# Task description
Spot each line that carries the word "this"; copy those lines.

# Available data

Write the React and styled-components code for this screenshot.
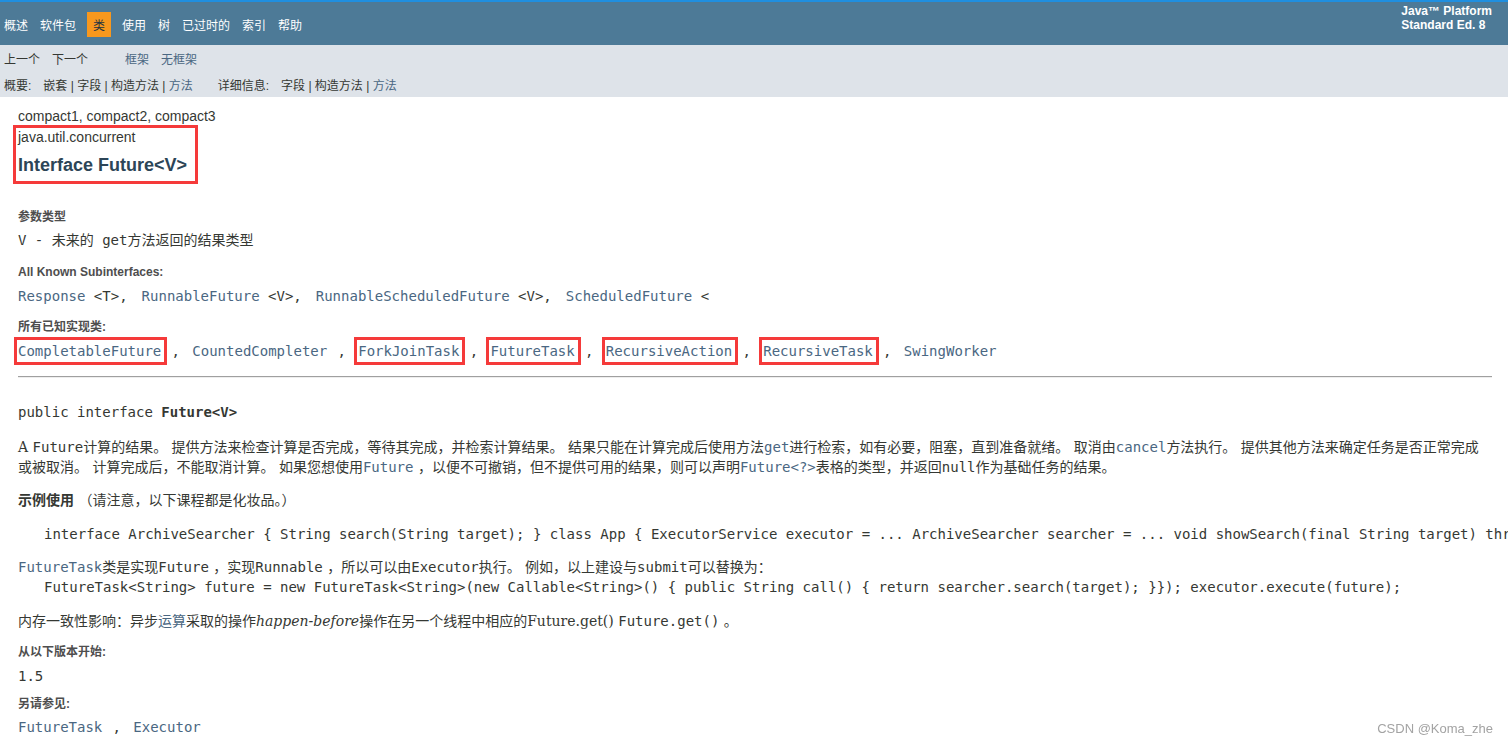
import React from "react";
import styled, { createGlobalStyle, css } from "styled-components";

const sans = `"Liberation Sans", Arial, "Noto Sans CJK SC", sans-serif`;
const mono = `"DejaVu Sans Mono", "Liberation Mono", "Noto Sans CJK SC", monospace`;
const serif = `"DejaVu Serif", Georgia, "Noto Sans CJK SC", serif`;

const color = {
  text: "#353833",
  link: "#4a6782",
  title: "#2c4557",
  label: "#4e4e4e",
  nav: "#4d7a97",
  sub: "#dee3e9",
  active: "#f8981d",
  mark: "#f53a3a",
};

const Global = createGlobalStyle`
  html, body {
    margin: 0;
    padding: 0;
    overflow: hidden;
    background: #fff;
  }
`;

const Page = styled.div`
  font-family: ${sans};
  color: ${color.text};
`;

const TopNav = styled.header`
  display: flex;
  justify-content: space-between;
  align-items: flex-start;
  height: 43px;
  background: ${color.nav};
  border-top: 2px solid #1f8fe0;
`;

const NavList = styled.ul`
  display: flex;
  list-style: none;
  margin: 10px 0 0 -2px;
  padding: 0;
`;

const NavItem = styled.li`
  height: 21px;
  line-height: 21px;
  padding: 4px 6px 0;
  font-size: 12px;
  color: #fff;
  ${(p) =>
    p.$active &&
    css`
      margin: 0 5px;
      background: ${color.active};
      color: #253441;
    `}
`;

const About = styled.div`
  margin-top: 2px;
  padding-right: 16px;
  font-size: 12px;
  font-weight: bold;
  line-height: 14px;
  color: #fff;
`;

const SubNav = styled.div`
  background: ${color.sub};
  padding: 7px 0 3px 4px;
  font-size: 12px;
`;

const SubRow = styled.div`
  display: flex;
  line-height: 16px;
  margin-top: ${(p) => p.$mt || 0}px;
`;

const SubLink = styled.span`
  margin-right: ${(p) => p.$gap ?? 12}px;
  color: ${(p) => (p.$link ? color.link : color.text)};
`;

const Group = styled.span`
  margin-right: 25px;
`;

const GroupLabel = styled.span`
  margin-right: 12px;
`;

const Content = styled.main`
  padding: 0 16px 0 18px;
`;

const Profile = styled.div`
  margin-top: 9px;
  font-size: 14px;
  line-height: 20px;
`;

const Header = styled.div`
  position: relative;
  width: fit-content;
  margin-top: 1px;
  &::after {
    content: "";
    position: absolute;
    top: -2px;
    left: -5px;
    right: -11px;
    bottom: -7px;
    border: 3px solid ${color.mark};
  }
`;

const PackageName = styled.div`
  font-size: 14px;
  line-height: 20px;
`;

const Title = styled.h2`
  margin: 7px 0 0;
  font-size: 18px;
  line-height: 23px;
  font-weight: bold;
  color: ${color.title};
`;

const Dt = styled.div`
  margin-top: ${(p) => p.$mt}px;
  padding-top: 1px;
  font-size: 12px;
  line-height: 15px;
  font-weight: bold;
  color: ${color.label};
`;

const Dd = styled.div`
  margin-top: ${(p) => p.$mt}px;
  font-family: ${mono};
  font-size: 14px;
  line-height: 20px;
  white-space: nowrap;
`;

const Link = styled.span`
  position: relative;
  color: ${color.link};
  ${(p) =>
    p.$boxed &&
    css`
      &::after {
        content: "";
        position: absolute;
        top: -6px;
        bottom: -6px;
        left: -4px;
        right: -6px;
        border: 3px solid ${color.mark};
      }
    `}
`;

const Sep = styled.span`
  display: inline-block;
  margin: 0 12.3px 0 10.3px;
`;

const TypeArg = styled.span`
  margin-right: 14px;
`;

const Rule = styled.hr`
  margin: 15px 0 0;
  height: 0;
  border: none;
  border-top: 1px solid #a0a0a0;
  border-bottom: 1px solid #eeeeee;
`;

const Signature = styled.div`
  margin-top: 24px;
  font-family: ${mono};
  font-size: 14px;
  line-height: 20px;
  b {
    font-weight: bold;
  }
`;

const Block = styled.div`
  margin: ${(p) => p.$mt}px 10px 0 0;
  font-family: ${serif};
  font-size: 14px;
  line-height: 20px;
  b {
    font-weight: bold;
  }
  i {
    font-style: italic;
  }
`;

const Code = styled.code`
  font-family: ${mono};
  font-size: 14px;
  color: ${(p) => (p.$link ? color.link : "inherit")};
`;

const Pre = styled.pre`
  margin: ${(p) => p.$mt}px -16px 0 0;
  padding-left: 26px;
  font-family: ${mono};
  font-size: 14px;
  line-height: 20px;
  white-space: pre;
  overflow: hidden;
`;

const Watermark = styled.div`
  position: fixed;
  right: 15px;
  bottom: 8px;
  font-family: ${sans};
  font-size: 13px;
  line-height: 16px;
  color: #a3a3a3;
`;

const navItems = ["概述", "软件包", "类", "使用", "树", "已过时的", "索引", "帮助"];

const subinterfaces = [
  ["Response", " <T>,"],
  ["RunnableFuture", " <V>,"],
  ["RunnableScheduledFuture", " <V>,"],
  ["ScheduledFuture", " <"],
];

const implementations = [
  ["CompletableFuture", true],
  ["CountedCompleter", false],
  ["ForkJoinTask", true],
  ["FutureTask", true],
  ["RecursiveAction", true],
  ["RecursiveTask", true],
  ["SwingWorker", false],
];

function LinkList({ items }) {
  return items.map(([name, boxed], i) => (
    <React.Fragment key={name}>
      <Link $boxed={boxed}>{name}</Link>
      {i < items.length - 1 && <Sep>,</Sep>}
    </React.Fragment>
  ));
}

export default function App() {
  return (
    <Page>
      <Global />
      <TopNav>
        <NavList>
          {navItems.map((item) => (
            <NavItem key={item} $active={item === "类"}>
              {item}
            </NavItem>
          ))}
        </NavList>
        <About>
          Java™ Platform
          <br />
          Standard Ed. 8
        </About>
      </TopNav>

      <SubNav>
        <SubRow>
          <SubLink>上一个</SubLink>
          <SubLink $gap={37}>下一个</SubLink>
          <SubLink $link>框架</SubLink>
          <SubLink $link>无框架</SubLink>
        </SubRow>
        <SubRow $mt={10}>
          <Group>
            <GroupLabel>概要:</GroupLabel>
            嵌套 | 字段 | 构造方法 | <Link>方法</Link>
          </Group>
          <Group>
            <GroupLabel>详细信息:</GroupLabel>
            字段 | 构造方法 | <Link>方法</Link>
          </Group>
        </SubRow>
      </SubNav>

      <Content>
        <Profile>compact1, compact2, compact3</Profile>
        <Header>
          <PackageName>java.util.concurrent</PackageName>
          <Title>Interface Future&lt;V&gt;</Title>
        </Header>

        <Dt $mt={32}>参数类型</Dt>
        <Dd $mt={5}>V - 未来的 get方法返回的结果类型</Dd>

        <Dt $mt={14}>All Known Subinterfaces:</Dt>
        <Dd $mt={6}>
          {subinterfaces.map(([name, arg], i) => (
            <React.Fragment key={name}>
              <Link>{name}</Link>
              {i < subinterfaces.length - 1 ? <TypeArg>{arg}</TypeArg> : arg}
            </React.Fragment>
          ))}
        </Dd>

        <Dt $mt={13}>所有已知实现类:</Dt>
        <Dd $mt={6}>
          <LinkList items={implementations} />
        </Dd>

        <Rule />

        <Signature>
          public interface <b>Future&lt;V&gt;</b>
        </Signature>

        <Block $mt={15}>
          A <Code>Future</Code>计算的结果。 提供方法来检查计算是否完成，等待其完成，并检索计算结果。
          结果只能在计算完成后使用方法<Code $link>get</Code>进行检索，如有必要，阻塞，直到准备就绪。
          取消由<Code $link>cancel</Code>方法执行。
          提供其他方法来确定任务是否正常完成或被取消。 计算完成后，不能取消计算。
          如果您想使用<Code $link>Future</Code> ，以便不可撤销，但不提供可用的结果，则可以声明
          <Code $link>Future&lt;?&gt;</Code>表格的类型，并返回<Code>null</Code>作为基础任务的结果。
        </Block>

        <Block $mt={13}>
          <b>示例使用</b> （请注意，以下课程都是化妆品。）
        </Block>

        <Pre $mt={14}>
          interface ArchiveSearcher {"{"} String search(String target); {"}"} class App {"{"} ExecutorService executor = ... ArchiveSearcher searcher = ... void showSearch(final String target) throws InterruptedException {"{"} Future&lt;String&gt; future = executor.submit(...
        </Pre>

        <Block $mt={13}>
          <Code $link>FutureTask</Code>类是实现<Code>Future</Code> ，实现<Code>Runnable</Code>{" "}
          ，所以可以由<Code>Executor</Code>执行。 例如，以上建设与<Code>submit</Code>可以替换为：
        </Block>
        <Pre $mt={0}>
          FutureTask&lt;String&gt; future = new FutureTask&lt;String&gt;(new Callable&lt;String&gt;() {"{"} public String call() {"{"} return searcher.search(target); {"}}"}); executor.execute(future);
        </Pre>

        <Block $mt={14}>
          内存一致性影响：异步<Link>运算</Link>采取的操作<i>happen-before</i>
          操作在另一个线程中相应的Future.get() <Code>Future.get()</Code> 。
        </Block>

        <Dt $mt={13}>从以下版本开始:</Dt>
        <Dd $mt={6}>1.5</Dd>

        <Dt $mt={10}>另请参见:</Dt>
        <Dd $mt={5}>
          <LinkList
            items={[
              ["FutureTask", false],
              ["Executor", false],
            ]}
          />
        </Dd>
      </Content>

      <Watermark>CSDN @Koma_zhe</Watermark>
    </Page>
  );
}
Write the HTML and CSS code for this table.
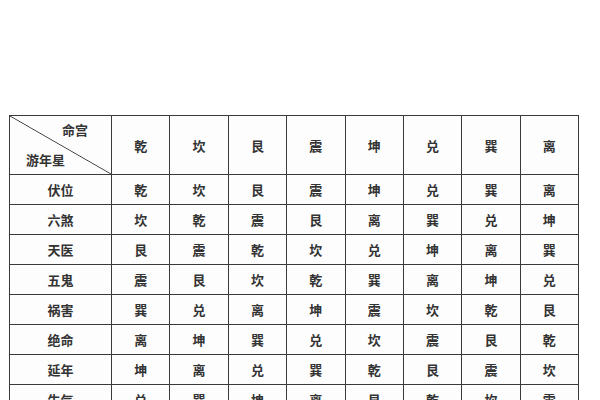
FILE: index.html
```html
<!DOCTYPE html>
<html lang="zh">
<head>
<meta charset="utf-8">
<link rel="stylesheet" href="styles.css">
</head>
<body>
<div class="page">
  <div class="grid">
    <div class="corner">
      <span class="c-top">命宫</span>
      <span class="c-bot">游年星</span>
    </div>
    <div class="hd">乾</div><div class="hd">坎</div><div class="hd">艮</div><div class="hd">震</div><div class="hd">坤</div><div class="hd">兑</div><div class="hd">巽</div><div class="hd">离</div>

    <div class="lb">伏位</div><div>乾</div><div>坎</div><div>艮</div><div>震</div><div>坤</div><div>兑</div><div>巽</div><div>离</div>
    <div class="lb">六煞</div><div>坎</div><div>乾</div><div>震</div><div>艮</div><div>离</div><div>巽</div><div>兑</div><div>坤</div>
    <div class="lb">天医</div><div>艮</div><div>震</div><div>乾</div><div>坎</div><div>兑</div><div>坤</div><div>离</div><div>巽</div>
    <div class="lb">五鬼</div><div>震</div><div>艮</div><div>坎</div><div>乾</div><div>巽</div><div>离</div><div>坤</div><div>兑</div>
    <div class="lb">祸害</div><div>巽</div><div>兑</div><div>离</div><div>坤</div><div>震</div><div>坎</div><div>乾</div><div>艮</div>
    <div class="lb">绝命</div><div>离</div><div>坤</div><div>巽</div><div>兑</div><div>坎</div><div>震</div><div>艮</div><div>乾</div>
    <div class="lb">延年</div><div>坤</div><div>离</div><div>兑</div><div>巽</div><div>乾</div><div>艮</div><div>震</div><div>坎</div>
    <div class="lb">生气</div><div>兑</div><div>巽</div><div>坤</div><div>离</div><div>艮</div><div>乾</div><div>坎</div><div>震</div>
  </div>
</div>
</body>
</html>
```

FILE: styles.css
```css
html, body {
  margin: 0;
  padding: 0;
  background: #ffffff;
}
.page {
  width: 600px;
  height: 400px;
  overflow: hidden;
  padding: 115px 0 0 9px;
  box-sizing: border-box;
}
.grid {
  width: 570px;
  box-sizing: border-box;
  display: grid;
  grid-template-columns: 101px repeat(8, 1fr);
  grid-template-rows: 58px repeat(8, 29px);
  gap: 1px;
  padding: 1px;
  background: #3a3a3a;
  font-family: "Noto Sans CJK SC", sans-serif;
  font-size: 13px;
  font-weight: 700;
  color: #333333;
}
.grid > div {
  background: #fdfdfd;
  display: flex;
  align-items: center;
  justify-content: center;
  line-height: 1;
}
.grid > .corner {
  display: flex;
  flex-direction: column;
  justify-content: space-between;
  align-items: stretch;
  padding: 7px 0 8px 0;
  box-sizing: border-box;
  background: linear-gradient(to top right, #fdfdfd calc(50% - 0.8px), #3a3a3a 50%, #fdfdfd calc(50% + 0.8px));
}
.c-top {
  padding-left: 52px;
}
.c-bot {
  padding-left: 16px;
}
```
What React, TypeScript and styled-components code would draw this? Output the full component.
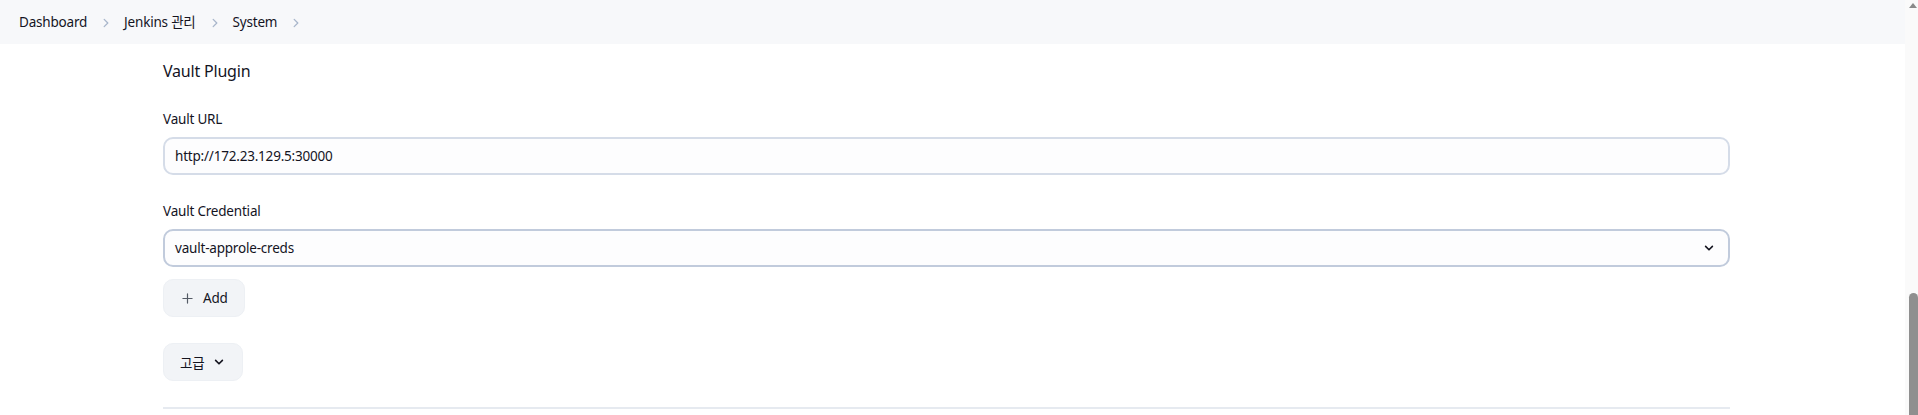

# Task response
Write the React and styled-components code for this screenshot.
Write the HTML and CSS code for this table.
What React, TypeScript and styled-components code would draw this? Output the full component.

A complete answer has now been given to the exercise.